**INPUT**
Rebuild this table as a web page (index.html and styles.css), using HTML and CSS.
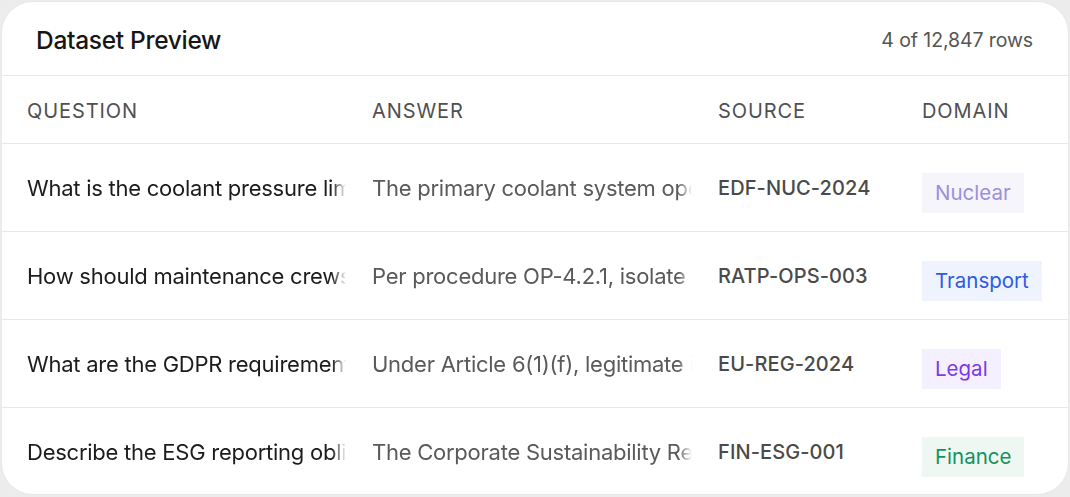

...

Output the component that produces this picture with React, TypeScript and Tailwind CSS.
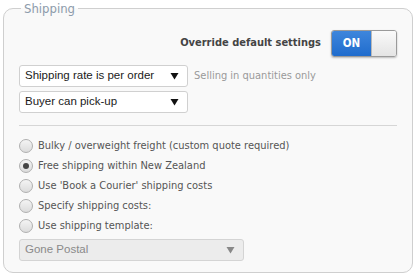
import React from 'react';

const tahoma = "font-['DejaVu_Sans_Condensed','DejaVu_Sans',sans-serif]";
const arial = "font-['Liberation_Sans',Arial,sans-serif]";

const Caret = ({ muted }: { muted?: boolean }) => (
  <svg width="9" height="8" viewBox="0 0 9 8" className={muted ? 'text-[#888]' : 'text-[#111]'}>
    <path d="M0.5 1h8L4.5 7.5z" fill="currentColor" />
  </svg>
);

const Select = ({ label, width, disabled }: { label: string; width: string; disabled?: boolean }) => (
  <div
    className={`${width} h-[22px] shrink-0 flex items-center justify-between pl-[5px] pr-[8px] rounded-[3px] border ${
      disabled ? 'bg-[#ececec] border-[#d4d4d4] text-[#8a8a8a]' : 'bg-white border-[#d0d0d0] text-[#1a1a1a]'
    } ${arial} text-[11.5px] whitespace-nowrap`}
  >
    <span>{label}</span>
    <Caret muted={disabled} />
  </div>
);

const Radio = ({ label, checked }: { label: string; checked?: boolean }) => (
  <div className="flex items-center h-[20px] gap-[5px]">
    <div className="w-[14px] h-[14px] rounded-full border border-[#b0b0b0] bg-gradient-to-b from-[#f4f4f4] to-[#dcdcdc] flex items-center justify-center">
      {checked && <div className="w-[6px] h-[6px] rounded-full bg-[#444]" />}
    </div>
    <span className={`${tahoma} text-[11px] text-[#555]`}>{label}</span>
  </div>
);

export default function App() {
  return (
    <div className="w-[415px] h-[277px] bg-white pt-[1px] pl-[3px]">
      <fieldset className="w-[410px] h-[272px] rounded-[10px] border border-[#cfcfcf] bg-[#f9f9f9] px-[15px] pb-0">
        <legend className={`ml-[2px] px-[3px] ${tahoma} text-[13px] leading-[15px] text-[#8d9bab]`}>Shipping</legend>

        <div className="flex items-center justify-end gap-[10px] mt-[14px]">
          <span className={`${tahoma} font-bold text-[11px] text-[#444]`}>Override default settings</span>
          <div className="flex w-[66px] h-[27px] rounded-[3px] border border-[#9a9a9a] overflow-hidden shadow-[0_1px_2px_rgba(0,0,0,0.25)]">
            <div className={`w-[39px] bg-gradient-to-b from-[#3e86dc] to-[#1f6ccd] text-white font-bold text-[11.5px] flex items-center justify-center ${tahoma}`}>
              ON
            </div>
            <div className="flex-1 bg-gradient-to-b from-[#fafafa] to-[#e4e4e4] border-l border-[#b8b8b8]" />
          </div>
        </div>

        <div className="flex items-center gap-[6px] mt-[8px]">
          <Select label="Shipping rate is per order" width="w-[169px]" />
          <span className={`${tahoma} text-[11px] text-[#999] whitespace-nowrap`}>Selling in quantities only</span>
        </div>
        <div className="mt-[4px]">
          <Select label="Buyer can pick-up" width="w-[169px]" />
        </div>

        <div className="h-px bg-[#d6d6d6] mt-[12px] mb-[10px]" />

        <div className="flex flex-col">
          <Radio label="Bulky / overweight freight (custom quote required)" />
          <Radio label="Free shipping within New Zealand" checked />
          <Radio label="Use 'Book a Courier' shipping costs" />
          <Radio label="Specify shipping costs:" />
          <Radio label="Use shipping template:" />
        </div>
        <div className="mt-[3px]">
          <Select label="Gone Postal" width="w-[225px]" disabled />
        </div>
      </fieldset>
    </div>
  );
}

**SHORT EXERCISE**
Say the number of lines in the listing that hold "React", with no added words.

**EXERCISE OUTPUT**
2